Recorded data:
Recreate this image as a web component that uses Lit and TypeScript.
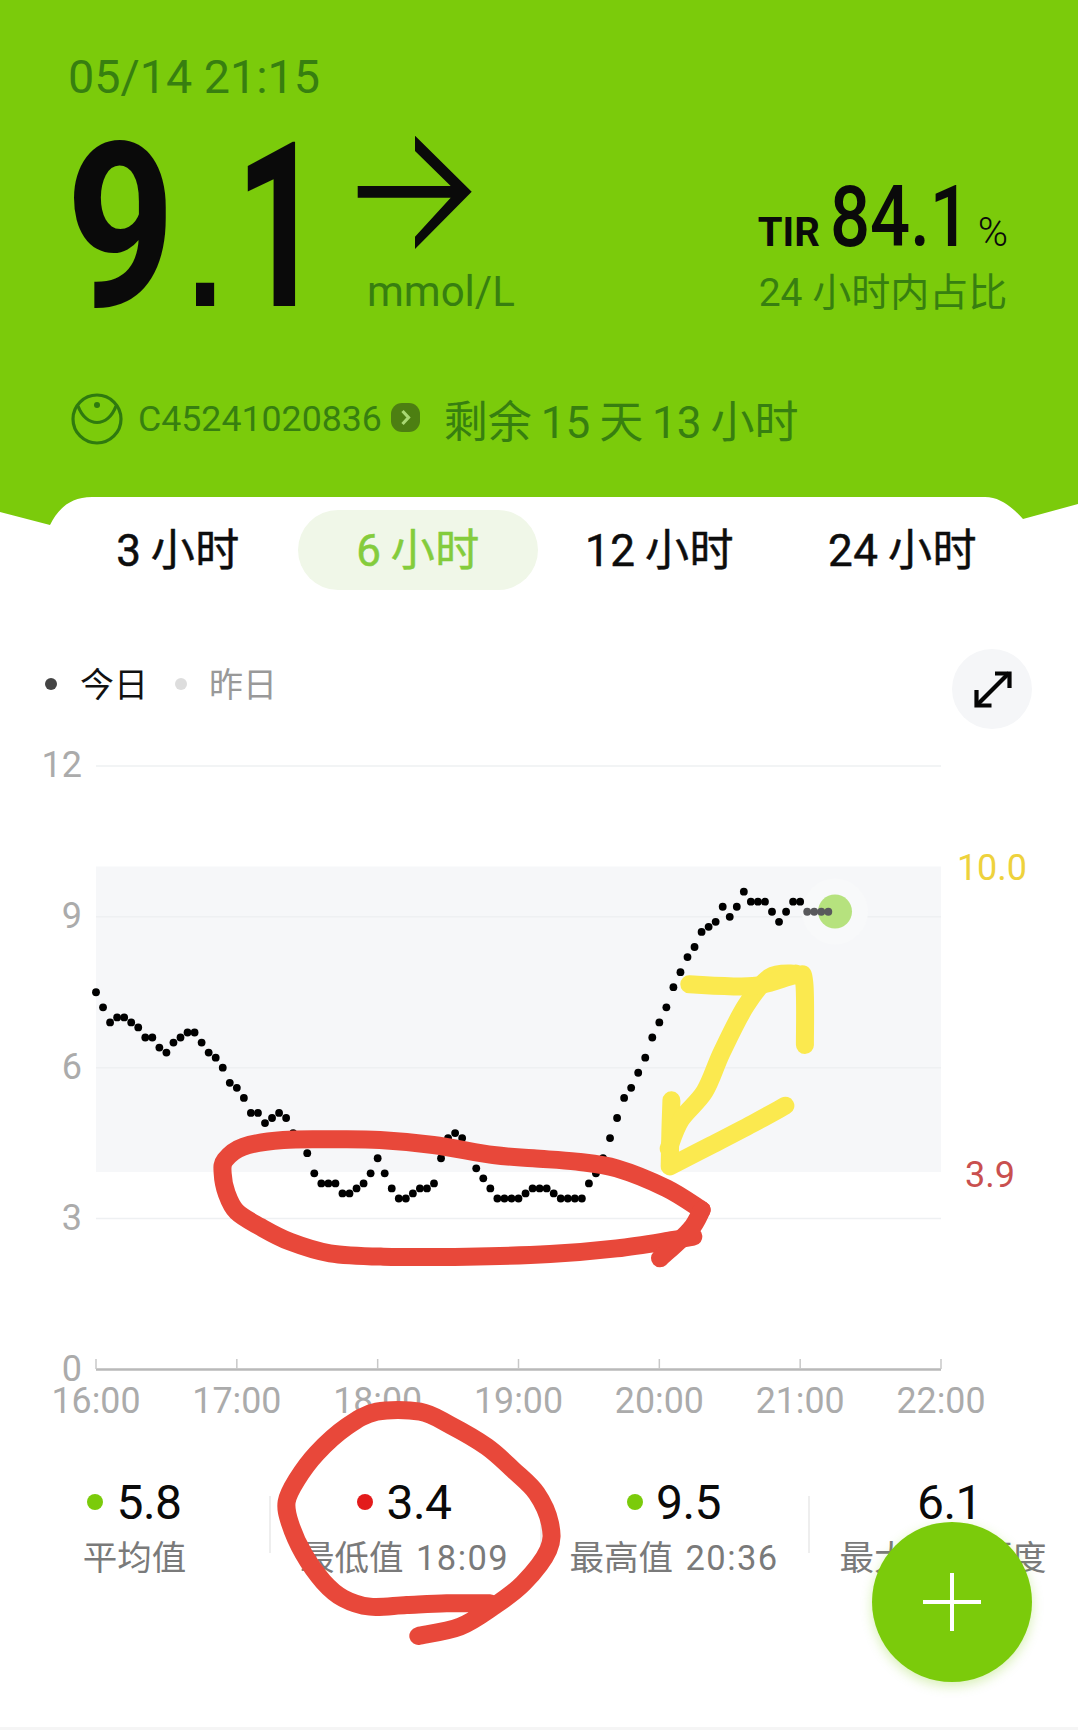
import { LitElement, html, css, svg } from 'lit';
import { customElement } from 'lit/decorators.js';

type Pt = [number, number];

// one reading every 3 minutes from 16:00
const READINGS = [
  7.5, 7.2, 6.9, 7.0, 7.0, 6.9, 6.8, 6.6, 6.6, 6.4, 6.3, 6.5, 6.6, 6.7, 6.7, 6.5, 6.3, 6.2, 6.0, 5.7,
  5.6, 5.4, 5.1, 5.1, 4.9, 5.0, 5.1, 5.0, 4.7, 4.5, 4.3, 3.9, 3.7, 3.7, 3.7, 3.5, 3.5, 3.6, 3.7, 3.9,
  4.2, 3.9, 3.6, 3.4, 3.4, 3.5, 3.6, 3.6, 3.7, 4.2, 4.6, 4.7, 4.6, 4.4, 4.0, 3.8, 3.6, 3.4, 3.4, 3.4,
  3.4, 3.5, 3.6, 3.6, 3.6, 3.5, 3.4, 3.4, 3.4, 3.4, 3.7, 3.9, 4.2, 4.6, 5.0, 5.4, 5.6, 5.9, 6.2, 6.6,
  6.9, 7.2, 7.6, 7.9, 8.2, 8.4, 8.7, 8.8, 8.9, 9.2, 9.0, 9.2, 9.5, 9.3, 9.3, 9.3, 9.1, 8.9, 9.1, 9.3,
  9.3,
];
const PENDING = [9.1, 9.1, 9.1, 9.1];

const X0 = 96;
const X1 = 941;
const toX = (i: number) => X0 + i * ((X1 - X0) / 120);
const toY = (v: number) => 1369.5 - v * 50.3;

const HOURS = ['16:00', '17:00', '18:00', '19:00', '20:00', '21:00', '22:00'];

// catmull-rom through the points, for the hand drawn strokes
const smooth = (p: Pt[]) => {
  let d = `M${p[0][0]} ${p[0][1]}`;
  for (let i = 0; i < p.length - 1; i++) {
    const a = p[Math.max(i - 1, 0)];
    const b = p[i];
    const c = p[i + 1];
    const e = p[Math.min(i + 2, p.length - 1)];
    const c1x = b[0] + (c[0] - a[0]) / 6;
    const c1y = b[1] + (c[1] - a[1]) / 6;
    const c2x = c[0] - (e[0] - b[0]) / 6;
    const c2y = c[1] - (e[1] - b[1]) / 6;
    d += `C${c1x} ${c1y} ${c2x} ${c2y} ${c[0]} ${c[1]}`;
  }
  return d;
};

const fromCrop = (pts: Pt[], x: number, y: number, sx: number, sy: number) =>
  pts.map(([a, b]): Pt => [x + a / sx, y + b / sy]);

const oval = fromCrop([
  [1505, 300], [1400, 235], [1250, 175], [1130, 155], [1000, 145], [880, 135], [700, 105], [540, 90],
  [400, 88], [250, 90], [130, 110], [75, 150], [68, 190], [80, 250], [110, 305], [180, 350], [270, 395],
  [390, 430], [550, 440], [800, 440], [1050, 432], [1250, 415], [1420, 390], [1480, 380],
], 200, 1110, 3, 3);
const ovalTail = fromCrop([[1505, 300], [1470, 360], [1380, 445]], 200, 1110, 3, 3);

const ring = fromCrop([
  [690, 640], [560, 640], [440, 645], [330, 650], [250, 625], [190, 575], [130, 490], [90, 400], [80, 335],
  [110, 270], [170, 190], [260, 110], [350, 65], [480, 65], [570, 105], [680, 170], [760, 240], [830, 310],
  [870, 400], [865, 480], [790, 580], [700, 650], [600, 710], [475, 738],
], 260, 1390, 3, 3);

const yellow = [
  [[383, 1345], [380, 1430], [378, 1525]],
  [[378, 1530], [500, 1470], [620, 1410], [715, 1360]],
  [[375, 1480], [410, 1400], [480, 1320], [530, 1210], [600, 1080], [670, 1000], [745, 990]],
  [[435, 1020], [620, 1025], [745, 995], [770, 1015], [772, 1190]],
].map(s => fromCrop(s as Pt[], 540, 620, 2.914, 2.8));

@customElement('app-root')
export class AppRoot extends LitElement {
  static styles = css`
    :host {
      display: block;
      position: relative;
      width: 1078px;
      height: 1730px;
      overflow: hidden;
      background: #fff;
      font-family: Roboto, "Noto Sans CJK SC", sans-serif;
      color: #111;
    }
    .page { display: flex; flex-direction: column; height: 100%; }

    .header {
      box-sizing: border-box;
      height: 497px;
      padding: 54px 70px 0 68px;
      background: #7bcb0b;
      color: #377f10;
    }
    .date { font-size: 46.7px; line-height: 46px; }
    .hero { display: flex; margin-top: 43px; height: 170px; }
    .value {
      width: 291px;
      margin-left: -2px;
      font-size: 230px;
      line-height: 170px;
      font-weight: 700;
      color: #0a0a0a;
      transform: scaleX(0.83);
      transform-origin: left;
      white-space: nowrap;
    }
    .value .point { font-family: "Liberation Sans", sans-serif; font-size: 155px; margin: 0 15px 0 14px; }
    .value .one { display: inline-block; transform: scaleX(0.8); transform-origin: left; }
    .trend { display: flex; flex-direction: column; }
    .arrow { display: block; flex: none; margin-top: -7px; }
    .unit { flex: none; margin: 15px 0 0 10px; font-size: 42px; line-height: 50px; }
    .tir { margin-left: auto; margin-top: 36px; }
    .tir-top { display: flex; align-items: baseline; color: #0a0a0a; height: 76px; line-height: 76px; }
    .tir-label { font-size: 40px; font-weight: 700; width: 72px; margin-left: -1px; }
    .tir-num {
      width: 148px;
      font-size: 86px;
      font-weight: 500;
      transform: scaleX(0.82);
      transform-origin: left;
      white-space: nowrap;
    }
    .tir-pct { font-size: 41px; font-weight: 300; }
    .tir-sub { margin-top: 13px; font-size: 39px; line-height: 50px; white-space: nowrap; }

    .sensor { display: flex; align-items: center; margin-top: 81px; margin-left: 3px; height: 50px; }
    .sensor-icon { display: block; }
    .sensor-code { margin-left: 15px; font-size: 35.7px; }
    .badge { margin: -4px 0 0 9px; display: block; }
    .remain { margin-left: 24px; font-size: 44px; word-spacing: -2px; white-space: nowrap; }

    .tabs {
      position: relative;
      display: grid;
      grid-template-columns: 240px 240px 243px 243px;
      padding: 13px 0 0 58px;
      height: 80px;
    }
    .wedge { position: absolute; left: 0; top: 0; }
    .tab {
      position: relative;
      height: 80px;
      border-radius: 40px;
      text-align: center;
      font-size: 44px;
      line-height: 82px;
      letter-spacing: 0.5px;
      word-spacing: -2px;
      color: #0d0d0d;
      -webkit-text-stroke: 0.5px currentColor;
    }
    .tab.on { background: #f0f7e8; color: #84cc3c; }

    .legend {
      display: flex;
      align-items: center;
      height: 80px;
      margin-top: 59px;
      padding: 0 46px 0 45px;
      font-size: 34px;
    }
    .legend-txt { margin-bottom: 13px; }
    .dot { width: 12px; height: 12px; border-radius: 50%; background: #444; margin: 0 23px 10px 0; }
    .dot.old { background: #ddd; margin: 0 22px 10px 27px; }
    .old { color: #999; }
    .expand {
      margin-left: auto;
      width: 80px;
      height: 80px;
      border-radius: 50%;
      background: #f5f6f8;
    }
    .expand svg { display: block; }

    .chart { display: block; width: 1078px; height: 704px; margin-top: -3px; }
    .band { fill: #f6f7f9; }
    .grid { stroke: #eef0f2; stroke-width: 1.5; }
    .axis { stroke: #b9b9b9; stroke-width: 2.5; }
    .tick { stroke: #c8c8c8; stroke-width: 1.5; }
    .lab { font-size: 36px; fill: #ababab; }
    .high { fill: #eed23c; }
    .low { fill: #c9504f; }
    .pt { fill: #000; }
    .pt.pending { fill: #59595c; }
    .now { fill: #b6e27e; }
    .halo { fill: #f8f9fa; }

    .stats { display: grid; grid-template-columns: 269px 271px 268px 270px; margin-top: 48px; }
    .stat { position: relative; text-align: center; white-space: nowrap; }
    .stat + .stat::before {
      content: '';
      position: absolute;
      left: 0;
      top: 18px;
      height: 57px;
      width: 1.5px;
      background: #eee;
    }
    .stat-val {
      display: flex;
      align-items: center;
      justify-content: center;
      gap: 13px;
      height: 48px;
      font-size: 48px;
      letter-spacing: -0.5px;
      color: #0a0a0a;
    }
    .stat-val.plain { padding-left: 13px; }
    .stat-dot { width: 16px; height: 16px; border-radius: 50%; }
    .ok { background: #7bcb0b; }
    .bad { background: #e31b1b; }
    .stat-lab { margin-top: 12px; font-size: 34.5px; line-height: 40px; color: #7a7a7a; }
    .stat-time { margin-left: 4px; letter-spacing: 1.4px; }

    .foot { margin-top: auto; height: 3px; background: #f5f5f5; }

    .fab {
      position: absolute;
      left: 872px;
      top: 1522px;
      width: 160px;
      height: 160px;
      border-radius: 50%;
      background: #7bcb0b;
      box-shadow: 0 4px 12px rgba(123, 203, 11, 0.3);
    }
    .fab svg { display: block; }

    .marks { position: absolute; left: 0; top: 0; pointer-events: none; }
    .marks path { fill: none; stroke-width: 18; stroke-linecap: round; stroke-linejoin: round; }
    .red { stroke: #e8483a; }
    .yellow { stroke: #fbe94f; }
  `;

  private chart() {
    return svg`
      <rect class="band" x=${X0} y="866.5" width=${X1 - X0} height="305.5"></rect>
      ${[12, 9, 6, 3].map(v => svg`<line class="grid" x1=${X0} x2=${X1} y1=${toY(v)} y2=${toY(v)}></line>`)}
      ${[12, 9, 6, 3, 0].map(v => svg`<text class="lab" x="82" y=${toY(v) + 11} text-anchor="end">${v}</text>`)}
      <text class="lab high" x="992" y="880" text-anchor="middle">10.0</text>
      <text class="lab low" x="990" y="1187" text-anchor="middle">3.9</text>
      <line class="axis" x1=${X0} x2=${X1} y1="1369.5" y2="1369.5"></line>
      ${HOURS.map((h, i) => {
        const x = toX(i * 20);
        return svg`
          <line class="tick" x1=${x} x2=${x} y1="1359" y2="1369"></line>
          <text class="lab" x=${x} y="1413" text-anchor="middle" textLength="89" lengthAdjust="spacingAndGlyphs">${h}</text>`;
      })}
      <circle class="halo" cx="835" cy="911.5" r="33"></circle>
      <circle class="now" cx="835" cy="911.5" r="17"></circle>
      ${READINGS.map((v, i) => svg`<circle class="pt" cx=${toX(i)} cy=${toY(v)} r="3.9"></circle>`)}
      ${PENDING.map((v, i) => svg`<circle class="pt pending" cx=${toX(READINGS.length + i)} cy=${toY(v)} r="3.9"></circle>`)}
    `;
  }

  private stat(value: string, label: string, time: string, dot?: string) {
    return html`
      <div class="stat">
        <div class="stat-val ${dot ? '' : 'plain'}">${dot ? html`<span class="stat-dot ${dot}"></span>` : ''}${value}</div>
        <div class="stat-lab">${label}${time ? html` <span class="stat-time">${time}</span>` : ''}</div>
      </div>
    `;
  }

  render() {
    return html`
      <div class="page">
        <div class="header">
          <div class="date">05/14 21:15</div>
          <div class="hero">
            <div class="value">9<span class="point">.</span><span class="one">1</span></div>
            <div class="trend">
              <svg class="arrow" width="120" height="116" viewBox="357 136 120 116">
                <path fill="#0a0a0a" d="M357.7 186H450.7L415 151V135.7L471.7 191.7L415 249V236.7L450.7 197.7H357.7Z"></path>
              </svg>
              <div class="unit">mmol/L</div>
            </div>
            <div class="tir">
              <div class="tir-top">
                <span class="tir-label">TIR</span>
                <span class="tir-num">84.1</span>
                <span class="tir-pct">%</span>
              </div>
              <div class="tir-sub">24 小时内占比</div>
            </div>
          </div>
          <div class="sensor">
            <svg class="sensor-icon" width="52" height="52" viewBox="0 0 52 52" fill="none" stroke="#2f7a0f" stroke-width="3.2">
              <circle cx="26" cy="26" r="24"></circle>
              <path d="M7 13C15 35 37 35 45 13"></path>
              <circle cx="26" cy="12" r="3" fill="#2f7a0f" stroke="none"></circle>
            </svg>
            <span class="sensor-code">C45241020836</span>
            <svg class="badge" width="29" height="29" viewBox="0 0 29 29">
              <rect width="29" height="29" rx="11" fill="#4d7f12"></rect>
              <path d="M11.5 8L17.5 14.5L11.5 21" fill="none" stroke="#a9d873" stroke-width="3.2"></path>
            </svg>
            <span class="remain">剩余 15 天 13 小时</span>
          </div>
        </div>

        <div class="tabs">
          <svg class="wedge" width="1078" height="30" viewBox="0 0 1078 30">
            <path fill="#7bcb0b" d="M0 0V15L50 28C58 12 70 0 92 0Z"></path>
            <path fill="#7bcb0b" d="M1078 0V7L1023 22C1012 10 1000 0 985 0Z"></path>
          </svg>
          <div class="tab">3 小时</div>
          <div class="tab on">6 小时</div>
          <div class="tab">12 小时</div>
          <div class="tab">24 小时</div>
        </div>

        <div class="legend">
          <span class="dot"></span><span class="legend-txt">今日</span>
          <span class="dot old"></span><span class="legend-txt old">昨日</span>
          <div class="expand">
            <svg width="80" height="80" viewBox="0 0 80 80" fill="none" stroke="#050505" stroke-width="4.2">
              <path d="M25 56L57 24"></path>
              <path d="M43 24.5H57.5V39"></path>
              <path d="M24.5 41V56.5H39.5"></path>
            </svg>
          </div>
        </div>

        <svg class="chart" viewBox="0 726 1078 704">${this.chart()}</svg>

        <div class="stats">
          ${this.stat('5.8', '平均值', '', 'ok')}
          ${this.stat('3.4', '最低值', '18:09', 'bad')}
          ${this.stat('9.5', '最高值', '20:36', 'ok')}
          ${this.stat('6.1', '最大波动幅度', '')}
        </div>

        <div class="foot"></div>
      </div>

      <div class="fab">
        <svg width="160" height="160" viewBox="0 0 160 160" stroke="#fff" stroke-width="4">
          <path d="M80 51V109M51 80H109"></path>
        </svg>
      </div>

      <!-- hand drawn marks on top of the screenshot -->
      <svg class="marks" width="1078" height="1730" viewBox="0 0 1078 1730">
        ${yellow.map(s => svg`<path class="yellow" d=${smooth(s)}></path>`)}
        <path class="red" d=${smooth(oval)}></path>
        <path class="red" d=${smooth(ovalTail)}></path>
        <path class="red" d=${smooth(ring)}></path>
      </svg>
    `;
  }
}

Set problem: Your task is to restate word for word the lines from the top of the data to the line containing "type Pt = [number, number];", both ends included, with every picture left out.

Result of this exercise:
Recreate this image as a web component that uses Lit and TypeScript.
import { LitElement, html, css, svg } from 'lit';
import { customElement } from 'lit/decorators.js';

type Pt = [number, number];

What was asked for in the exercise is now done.